### Exercise task
Keep to the lines from the line containing "Give me the" through the line containing "import React from": copy them exactly and leave every picture out.
= = = = =
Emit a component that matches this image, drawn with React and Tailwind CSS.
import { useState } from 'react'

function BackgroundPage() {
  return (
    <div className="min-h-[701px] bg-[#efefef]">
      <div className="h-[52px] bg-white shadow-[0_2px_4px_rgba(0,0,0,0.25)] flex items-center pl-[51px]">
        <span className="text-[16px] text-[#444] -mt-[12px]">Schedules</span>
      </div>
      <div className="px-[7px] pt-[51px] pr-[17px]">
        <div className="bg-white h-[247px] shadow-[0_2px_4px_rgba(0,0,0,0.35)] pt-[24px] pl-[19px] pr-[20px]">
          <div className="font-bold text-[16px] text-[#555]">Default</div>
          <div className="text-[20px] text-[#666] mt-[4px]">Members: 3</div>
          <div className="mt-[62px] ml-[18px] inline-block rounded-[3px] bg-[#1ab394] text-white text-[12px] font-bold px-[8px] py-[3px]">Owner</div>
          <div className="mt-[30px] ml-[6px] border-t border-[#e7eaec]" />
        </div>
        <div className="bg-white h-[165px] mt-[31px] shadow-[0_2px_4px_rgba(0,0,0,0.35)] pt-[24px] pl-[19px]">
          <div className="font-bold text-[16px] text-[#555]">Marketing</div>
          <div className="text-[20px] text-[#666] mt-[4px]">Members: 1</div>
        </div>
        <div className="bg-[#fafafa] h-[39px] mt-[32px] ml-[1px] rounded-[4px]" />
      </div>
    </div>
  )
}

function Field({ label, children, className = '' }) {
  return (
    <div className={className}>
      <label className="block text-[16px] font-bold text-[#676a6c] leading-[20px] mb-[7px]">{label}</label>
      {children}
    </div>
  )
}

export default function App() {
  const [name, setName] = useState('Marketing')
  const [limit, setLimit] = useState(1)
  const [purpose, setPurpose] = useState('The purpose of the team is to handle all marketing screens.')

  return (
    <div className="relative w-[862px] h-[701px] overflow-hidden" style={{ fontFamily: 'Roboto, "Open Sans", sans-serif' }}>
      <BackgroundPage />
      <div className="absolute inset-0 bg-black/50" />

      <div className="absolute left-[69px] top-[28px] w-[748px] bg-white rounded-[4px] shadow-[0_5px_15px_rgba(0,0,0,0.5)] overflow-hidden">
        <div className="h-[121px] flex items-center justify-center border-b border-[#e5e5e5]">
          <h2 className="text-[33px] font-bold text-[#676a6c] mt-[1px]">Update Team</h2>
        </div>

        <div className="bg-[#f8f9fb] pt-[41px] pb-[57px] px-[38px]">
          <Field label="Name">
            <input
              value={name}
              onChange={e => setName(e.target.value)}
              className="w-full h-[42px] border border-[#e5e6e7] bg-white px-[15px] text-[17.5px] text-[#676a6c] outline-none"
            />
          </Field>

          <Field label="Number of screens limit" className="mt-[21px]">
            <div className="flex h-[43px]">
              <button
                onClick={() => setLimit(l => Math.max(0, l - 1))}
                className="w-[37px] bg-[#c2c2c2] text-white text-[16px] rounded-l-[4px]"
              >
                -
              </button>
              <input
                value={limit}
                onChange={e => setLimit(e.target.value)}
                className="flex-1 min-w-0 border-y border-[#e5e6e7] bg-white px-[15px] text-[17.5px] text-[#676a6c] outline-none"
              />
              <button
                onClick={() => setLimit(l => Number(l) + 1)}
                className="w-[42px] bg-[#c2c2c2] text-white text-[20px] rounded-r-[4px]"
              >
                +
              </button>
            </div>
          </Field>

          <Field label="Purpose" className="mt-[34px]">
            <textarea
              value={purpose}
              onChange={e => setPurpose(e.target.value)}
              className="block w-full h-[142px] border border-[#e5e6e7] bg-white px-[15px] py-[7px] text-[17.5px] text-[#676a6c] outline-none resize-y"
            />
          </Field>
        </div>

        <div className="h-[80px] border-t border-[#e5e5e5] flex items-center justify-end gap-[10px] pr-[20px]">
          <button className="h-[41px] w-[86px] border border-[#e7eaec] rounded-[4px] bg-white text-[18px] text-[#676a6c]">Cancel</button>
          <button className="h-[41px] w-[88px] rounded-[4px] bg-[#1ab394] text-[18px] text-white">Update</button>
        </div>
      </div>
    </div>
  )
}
= = = = =
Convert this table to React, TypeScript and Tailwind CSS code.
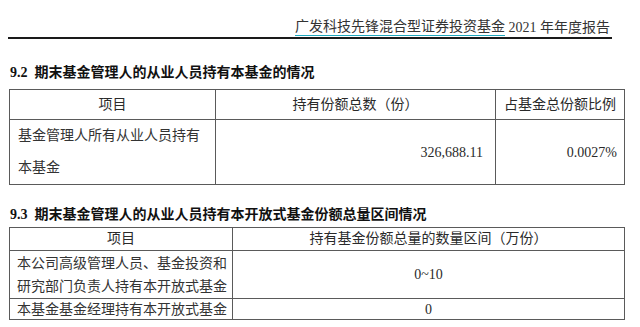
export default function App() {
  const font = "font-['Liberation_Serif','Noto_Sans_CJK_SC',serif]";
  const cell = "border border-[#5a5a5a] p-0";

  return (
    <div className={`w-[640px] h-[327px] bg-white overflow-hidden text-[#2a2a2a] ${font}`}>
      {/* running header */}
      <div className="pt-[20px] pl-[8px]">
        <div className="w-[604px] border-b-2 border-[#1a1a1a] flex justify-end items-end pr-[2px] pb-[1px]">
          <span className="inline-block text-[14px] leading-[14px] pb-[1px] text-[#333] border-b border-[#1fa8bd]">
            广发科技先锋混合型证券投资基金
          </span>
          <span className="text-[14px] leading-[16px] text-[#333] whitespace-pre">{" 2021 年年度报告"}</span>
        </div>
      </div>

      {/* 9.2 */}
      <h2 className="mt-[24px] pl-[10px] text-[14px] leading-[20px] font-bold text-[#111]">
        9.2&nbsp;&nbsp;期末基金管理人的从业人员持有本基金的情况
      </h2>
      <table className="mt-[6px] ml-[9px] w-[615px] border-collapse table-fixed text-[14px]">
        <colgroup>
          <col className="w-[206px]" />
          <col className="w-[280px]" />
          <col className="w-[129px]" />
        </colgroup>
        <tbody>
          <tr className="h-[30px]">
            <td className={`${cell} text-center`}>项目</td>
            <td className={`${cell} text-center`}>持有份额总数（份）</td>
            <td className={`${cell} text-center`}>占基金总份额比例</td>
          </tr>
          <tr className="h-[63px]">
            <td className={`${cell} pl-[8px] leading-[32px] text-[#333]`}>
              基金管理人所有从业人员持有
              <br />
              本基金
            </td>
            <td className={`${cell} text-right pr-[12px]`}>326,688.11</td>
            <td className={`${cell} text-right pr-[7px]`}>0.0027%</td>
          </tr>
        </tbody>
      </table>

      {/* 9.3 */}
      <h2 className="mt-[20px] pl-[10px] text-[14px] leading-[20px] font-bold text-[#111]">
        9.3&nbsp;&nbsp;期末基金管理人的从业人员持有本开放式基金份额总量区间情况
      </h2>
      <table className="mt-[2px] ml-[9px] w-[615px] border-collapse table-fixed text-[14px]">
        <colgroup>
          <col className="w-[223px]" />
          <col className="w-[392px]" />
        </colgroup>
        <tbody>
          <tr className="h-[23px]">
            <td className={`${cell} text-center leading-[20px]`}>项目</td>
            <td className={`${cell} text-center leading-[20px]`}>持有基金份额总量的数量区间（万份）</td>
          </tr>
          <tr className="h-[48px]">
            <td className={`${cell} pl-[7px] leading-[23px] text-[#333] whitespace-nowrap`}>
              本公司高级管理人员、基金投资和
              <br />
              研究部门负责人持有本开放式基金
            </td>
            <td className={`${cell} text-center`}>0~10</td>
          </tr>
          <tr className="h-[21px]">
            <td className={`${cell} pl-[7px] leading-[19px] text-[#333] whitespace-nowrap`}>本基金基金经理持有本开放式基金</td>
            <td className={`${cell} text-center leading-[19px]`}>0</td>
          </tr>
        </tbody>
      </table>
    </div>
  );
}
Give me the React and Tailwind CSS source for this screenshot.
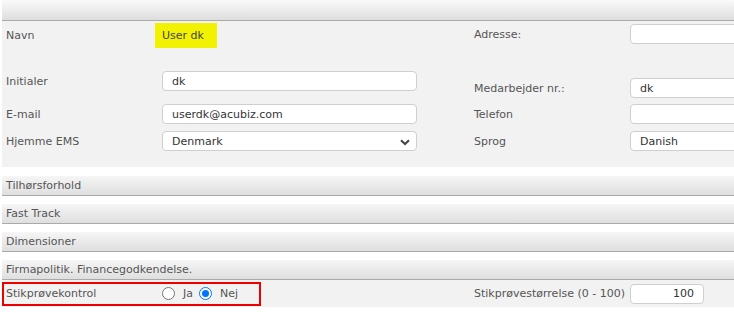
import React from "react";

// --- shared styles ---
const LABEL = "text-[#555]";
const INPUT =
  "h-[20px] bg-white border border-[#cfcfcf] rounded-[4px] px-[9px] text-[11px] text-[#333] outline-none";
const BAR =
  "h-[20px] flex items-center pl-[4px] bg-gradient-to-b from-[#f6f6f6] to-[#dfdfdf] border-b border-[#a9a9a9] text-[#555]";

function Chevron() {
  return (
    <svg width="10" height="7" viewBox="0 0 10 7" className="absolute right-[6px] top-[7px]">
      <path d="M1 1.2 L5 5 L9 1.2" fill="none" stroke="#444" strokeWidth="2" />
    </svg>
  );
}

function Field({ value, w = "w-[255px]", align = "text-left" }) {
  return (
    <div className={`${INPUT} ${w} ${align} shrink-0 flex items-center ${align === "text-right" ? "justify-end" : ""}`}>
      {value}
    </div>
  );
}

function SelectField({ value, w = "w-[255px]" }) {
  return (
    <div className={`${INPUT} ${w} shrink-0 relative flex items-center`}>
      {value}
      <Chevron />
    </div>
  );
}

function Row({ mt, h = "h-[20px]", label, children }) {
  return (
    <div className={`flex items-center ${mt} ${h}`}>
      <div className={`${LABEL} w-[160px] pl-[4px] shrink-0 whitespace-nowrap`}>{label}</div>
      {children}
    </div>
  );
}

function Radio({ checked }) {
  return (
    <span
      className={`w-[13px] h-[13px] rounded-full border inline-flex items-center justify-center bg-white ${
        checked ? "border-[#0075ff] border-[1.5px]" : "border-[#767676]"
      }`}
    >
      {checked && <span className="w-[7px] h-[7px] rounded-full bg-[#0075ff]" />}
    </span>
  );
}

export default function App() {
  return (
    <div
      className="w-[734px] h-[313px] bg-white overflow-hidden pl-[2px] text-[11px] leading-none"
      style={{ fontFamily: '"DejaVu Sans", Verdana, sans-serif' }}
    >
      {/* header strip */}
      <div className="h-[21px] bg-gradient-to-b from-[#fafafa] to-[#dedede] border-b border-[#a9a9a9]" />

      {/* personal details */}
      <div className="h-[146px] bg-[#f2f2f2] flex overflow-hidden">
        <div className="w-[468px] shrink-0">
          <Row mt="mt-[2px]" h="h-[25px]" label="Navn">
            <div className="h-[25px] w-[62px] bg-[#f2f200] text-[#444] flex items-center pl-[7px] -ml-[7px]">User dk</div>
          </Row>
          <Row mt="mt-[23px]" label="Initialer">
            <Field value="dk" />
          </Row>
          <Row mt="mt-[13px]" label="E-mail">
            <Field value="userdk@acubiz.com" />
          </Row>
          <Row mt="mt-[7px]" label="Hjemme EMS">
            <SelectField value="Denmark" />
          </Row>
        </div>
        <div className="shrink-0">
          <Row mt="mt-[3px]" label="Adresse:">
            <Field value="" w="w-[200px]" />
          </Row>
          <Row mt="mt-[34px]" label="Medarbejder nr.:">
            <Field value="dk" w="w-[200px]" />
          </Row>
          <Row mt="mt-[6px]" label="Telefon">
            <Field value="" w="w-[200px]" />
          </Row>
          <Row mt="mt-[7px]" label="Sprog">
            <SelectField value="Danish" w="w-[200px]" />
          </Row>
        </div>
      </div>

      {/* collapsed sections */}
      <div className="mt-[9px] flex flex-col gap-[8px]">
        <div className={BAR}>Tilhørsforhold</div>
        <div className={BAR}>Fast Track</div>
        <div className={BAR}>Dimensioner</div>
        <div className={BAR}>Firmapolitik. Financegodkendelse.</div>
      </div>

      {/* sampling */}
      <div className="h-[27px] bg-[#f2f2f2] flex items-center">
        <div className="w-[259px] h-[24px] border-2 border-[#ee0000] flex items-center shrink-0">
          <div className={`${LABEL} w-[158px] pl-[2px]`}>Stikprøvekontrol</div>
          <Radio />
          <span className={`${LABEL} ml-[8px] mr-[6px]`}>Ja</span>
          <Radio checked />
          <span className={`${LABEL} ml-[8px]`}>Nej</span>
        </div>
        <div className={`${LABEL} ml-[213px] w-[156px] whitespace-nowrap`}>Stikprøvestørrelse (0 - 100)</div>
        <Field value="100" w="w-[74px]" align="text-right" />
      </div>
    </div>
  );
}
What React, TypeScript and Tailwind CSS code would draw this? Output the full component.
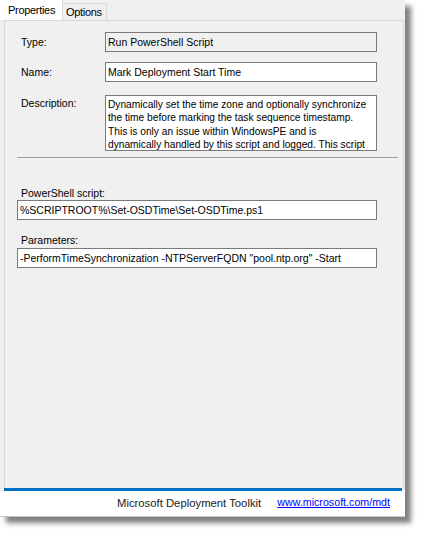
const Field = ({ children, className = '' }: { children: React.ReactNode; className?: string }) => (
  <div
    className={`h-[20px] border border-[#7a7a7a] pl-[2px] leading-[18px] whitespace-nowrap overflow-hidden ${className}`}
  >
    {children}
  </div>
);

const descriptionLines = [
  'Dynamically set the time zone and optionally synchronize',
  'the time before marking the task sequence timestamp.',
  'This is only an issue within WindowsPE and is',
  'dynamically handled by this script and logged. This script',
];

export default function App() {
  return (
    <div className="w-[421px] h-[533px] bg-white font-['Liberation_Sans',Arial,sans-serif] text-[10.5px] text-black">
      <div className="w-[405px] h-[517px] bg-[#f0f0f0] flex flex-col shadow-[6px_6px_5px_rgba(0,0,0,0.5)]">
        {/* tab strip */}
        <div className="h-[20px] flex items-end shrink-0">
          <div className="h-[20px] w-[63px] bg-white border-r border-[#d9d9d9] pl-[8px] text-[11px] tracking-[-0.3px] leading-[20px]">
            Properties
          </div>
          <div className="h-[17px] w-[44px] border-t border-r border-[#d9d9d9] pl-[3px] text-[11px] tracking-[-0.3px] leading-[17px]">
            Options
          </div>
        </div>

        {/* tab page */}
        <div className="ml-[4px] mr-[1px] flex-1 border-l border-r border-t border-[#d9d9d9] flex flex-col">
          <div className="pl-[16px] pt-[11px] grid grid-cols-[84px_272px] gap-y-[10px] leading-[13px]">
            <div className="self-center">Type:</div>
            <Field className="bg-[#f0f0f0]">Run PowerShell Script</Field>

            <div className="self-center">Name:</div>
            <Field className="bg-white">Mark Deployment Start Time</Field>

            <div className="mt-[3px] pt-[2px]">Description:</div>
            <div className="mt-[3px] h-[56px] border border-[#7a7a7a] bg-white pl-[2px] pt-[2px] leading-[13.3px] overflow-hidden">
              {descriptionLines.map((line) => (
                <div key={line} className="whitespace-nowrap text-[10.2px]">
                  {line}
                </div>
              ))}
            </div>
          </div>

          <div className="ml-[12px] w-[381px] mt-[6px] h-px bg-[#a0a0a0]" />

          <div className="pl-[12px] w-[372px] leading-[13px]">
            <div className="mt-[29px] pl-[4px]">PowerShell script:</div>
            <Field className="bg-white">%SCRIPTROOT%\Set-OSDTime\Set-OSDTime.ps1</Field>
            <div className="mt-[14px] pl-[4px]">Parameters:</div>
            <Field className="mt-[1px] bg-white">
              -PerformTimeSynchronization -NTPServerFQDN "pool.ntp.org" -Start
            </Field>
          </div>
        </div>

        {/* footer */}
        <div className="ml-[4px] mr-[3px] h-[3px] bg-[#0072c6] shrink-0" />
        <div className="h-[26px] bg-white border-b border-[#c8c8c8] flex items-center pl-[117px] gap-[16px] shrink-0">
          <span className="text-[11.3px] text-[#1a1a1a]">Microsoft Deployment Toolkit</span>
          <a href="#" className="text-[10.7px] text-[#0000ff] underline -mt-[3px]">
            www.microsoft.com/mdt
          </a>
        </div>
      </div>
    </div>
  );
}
= = = = =
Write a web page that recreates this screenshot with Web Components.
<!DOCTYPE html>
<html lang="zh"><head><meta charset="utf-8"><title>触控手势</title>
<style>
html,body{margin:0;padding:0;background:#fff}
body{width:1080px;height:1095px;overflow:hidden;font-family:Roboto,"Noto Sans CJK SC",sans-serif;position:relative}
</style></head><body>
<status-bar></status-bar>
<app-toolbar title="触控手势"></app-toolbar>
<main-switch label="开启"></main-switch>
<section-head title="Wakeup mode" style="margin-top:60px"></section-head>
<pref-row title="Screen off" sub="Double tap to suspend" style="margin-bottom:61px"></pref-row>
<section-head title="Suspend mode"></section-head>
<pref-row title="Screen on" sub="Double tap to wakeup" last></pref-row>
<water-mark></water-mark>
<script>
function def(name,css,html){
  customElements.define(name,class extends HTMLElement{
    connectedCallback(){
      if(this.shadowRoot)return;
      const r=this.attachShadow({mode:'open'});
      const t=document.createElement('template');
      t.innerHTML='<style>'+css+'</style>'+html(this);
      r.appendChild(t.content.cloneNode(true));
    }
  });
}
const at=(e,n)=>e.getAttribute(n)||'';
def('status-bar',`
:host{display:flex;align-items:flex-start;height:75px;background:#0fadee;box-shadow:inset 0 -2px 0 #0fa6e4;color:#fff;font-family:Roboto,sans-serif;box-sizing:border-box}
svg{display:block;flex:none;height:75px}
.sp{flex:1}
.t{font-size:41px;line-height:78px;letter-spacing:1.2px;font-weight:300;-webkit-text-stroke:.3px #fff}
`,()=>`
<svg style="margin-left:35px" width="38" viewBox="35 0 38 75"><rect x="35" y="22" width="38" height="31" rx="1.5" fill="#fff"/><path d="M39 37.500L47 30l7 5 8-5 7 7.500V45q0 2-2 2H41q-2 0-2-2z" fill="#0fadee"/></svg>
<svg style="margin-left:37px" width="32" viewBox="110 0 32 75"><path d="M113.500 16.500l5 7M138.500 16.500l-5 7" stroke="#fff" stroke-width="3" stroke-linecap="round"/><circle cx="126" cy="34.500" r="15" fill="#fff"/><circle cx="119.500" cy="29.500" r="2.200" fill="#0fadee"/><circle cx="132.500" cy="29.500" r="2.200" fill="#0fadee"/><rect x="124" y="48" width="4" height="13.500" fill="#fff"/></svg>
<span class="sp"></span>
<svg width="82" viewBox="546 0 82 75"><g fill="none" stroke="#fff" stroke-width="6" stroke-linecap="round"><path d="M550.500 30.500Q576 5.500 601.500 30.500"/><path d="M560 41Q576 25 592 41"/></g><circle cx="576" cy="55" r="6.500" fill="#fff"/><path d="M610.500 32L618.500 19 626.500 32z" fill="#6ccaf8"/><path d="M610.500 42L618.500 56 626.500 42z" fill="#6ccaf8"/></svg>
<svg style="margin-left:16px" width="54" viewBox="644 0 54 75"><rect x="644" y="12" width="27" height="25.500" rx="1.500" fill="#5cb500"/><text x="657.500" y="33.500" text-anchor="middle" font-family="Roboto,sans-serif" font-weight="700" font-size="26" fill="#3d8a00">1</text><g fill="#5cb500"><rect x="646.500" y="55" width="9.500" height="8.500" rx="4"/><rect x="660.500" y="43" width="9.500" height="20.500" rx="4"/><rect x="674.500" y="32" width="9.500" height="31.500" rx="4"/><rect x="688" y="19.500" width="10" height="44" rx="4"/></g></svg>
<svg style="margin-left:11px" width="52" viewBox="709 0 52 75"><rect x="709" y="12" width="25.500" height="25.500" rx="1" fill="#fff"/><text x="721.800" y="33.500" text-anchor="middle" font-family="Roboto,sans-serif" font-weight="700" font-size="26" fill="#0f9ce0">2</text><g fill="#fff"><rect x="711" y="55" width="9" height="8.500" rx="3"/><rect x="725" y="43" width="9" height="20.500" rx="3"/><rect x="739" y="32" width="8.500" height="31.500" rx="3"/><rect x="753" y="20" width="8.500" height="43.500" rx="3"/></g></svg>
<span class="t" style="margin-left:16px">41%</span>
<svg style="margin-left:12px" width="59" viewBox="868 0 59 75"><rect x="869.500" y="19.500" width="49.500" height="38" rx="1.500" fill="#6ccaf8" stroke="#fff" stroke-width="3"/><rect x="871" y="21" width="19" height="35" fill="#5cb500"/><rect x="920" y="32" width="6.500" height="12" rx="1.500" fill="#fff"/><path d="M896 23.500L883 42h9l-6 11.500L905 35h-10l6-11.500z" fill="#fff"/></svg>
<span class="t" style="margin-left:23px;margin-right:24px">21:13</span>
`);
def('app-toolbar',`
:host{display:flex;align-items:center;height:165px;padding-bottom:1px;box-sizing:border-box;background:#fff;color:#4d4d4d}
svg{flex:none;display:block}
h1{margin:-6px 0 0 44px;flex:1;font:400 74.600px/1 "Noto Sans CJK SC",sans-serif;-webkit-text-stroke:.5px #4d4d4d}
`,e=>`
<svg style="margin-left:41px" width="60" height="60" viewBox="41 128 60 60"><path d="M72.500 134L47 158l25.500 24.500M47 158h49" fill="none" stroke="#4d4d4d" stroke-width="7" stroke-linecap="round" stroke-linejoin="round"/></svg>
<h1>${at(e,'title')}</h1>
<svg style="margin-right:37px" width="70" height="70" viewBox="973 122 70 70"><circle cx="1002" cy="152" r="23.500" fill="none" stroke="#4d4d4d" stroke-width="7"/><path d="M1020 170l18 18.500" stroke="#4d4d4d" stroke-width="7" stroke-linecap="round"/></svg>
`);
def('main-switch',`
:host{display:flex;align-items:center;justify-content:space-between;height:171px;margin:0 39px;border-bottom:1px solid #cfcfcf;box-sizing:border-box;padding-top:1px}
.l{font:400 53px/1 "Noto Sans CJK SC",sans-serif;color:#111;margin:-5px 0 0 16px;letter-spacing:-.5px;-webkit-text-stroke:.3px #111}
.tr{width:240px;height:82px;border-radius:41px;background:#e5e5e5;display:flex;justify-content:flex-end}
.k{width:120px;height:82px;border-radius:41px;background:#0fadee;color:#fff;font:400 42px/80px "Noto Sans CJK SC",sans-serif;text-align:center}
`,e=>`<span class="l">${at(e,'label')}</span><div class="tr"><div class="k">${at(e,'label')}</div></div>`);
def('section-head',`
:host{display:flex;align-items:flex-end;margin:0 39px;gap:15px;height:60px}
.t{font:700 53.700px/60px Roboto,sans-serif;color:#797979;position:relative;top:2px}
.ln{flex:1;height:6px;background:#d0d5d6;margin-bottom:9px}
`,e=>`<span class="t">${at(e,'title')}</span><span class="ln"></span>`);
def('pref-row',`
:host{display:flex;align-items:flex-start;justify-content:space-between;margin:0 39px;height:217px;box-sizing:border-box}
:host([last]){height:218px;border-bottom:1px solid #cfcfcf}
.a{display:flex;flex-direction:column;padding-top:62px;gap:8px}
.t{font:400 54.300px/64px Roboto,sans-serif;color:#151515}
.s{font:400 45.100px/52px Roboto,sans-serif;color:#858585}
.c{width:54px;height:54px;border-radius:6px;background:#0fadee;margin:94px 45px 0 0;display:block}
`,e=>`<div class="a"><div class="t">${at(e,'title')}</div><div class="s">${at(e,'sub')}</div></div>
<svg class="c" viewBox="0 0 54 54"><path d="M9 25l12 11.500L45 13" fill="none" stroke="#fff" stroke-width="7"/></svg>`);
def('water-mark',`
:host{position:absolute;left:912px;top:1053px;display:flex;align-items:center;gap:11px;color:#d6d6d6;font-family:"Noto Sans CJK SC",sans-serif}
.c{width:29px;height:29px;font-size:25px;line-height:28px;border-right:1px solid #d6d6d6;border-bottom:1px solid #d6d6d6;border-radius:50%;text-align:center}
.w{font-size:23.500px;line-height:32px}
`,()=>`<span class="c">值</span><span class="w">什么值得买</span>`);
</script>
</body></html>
= = = = =
### Answer for this exercise
Give me the React and Tailwind CSS source for this screenshot.
import React from "react";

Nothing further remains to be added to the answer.